A new article (Public Anthropologist, 2019) details the living conditions of Syrian refugees in run-down buildings in Sabra, a disadvantaged area (slum) of Beirut, and the many problems they face in the housing and labor markets. This is also documented with film footage in Beirut and Amman (2019), a new information video (2020), and plans for a short film based on this material in 2021-22. Fieldwork in Lebanon and Jordan (February 2020) has been used to produce presentations, briefs, and chapters for a forthcoming anthology (Berghahn, "Forced Migration Series") now under completion. A summary article on "displacement" has been published in an anthology (Brill, 2020).
In 2022, the last two surveys were completed in Jordan (Irbid, June '22) and Iraq (Duhok, June '22). This means that all eight surveys have been completed and will form the basis for an summary article in 2023. A new project brief summarizes the main findings from Istanbul (CMI 2022:1), Turkey's most important "arrival city" for Syrian refugees.

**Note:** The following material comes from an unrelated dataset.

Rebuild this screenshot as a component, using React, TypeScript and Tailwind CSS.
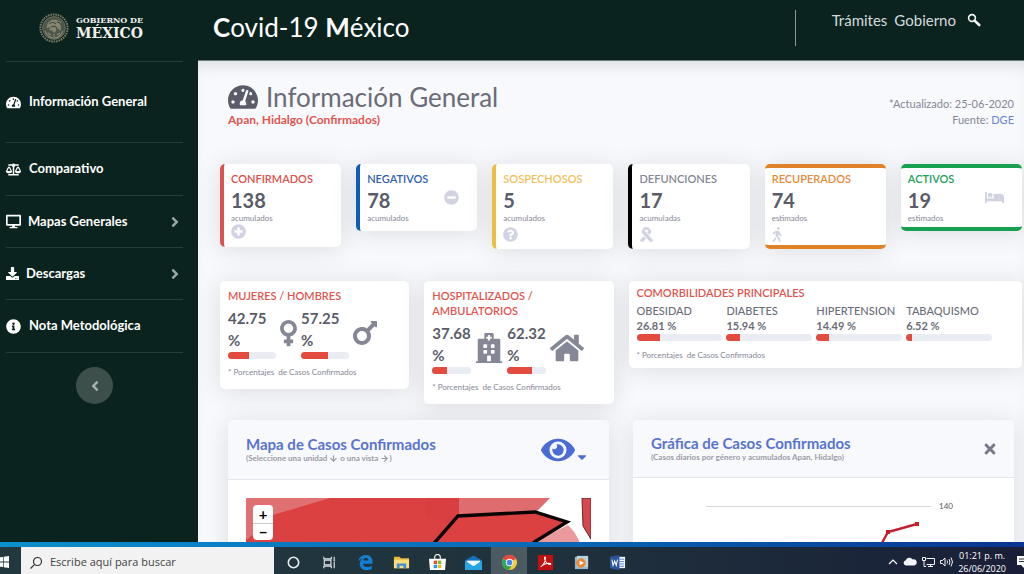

A project seminar in Cyprus (April, '22) provided important input for book chapters and articles under preparation in dialogue with local researchers, commentators, and experts. In November 2022, a book manuscript was submitted to the publisher (Berghahn, cat 2. publ., 14 chapters), after a book proposal was approved in July. The introductory chapter provides a broad overview of the urban refugee literature and summarizes the research frontier in this field. The many book chapters highlight the problems refugees face in cities, in particular the lack of affordable housing and unemployment, further the situation for urban refugees in the main transit countries, and finally international processes and the work of organizations, with new agreements aimed at refugees and migrants (UN "compacts" ), and UN organizations' experiences with adapting their humanitarian response to the needs of urban refugees (UNHCR, UN-Habitat). In the longer term, this is intended to strengthen local and national authorities' ability to assist urban refugees and manage mass displacement ("refugee crises"). A panel at an international Middle East conference (NSMES, Reykjavik. Sept. '22) made it possible to discuss these issues with the participants and as preparation for finalizing article drafts in academic journals. The project has also supported a micro-credit initiative to employ refugees (Beirut) and a photo project documenting the lives of several hundred refugees and migrants living in a derelict building in Sabra, one of Beirut's largest slums. The pictures will be displayed at an exhibition and seminar in Bergen in spring 2023.
The Middle East has one of the worlds’ highest urbanization levels, the greatest socio-economic inequality and is a premier displacement region. This proposal studies refugees and IDPs in fragile Middle East host states to provide a comprehensive information base essential for designing humanitarian and development policies that can serve both the displaced and host communities. Refugees and IDPs typically settle in cities and towns among urban poor in inner-city slums and impoverished neighbourhoods, areas that can become potential poverty-traps. While cities offer economic opportunities, employment and services, displacement crises often turn protracted and strain local infrastructure, service provision and host communities. These features also apply to the Syrian refugee population. Aiding large number of urban displaced is therefore a major challenge to humanitarian policy. Unable to the address the root causes of displacement, the international community is searching for better polices to address displacement in fragile host countries as this is not only a key development challenge, but also an opportunity: towns and cities offer better prospects for medium-term integration and self-reliance than do traditional rural and camp-based responses. To this end, there has been a transition from person-centric (rights-based) towards site-centric (place-based) approaches integrated in a comprehensive developmental approach to urban displacement. This project seeks to add to these efforts by investigating the key elements needed for instituting an area-based urban response for Middle East refugees and IDPs. Better data of this kind is essential for formulating targeted and hence effective aid strategies, and a pre-condition for well-coordinated policies at different levels. In particular, the data will make it possible to formulate area-based policy measures at different levels that can support settlement in cities and towns and reduce vulnerabilities.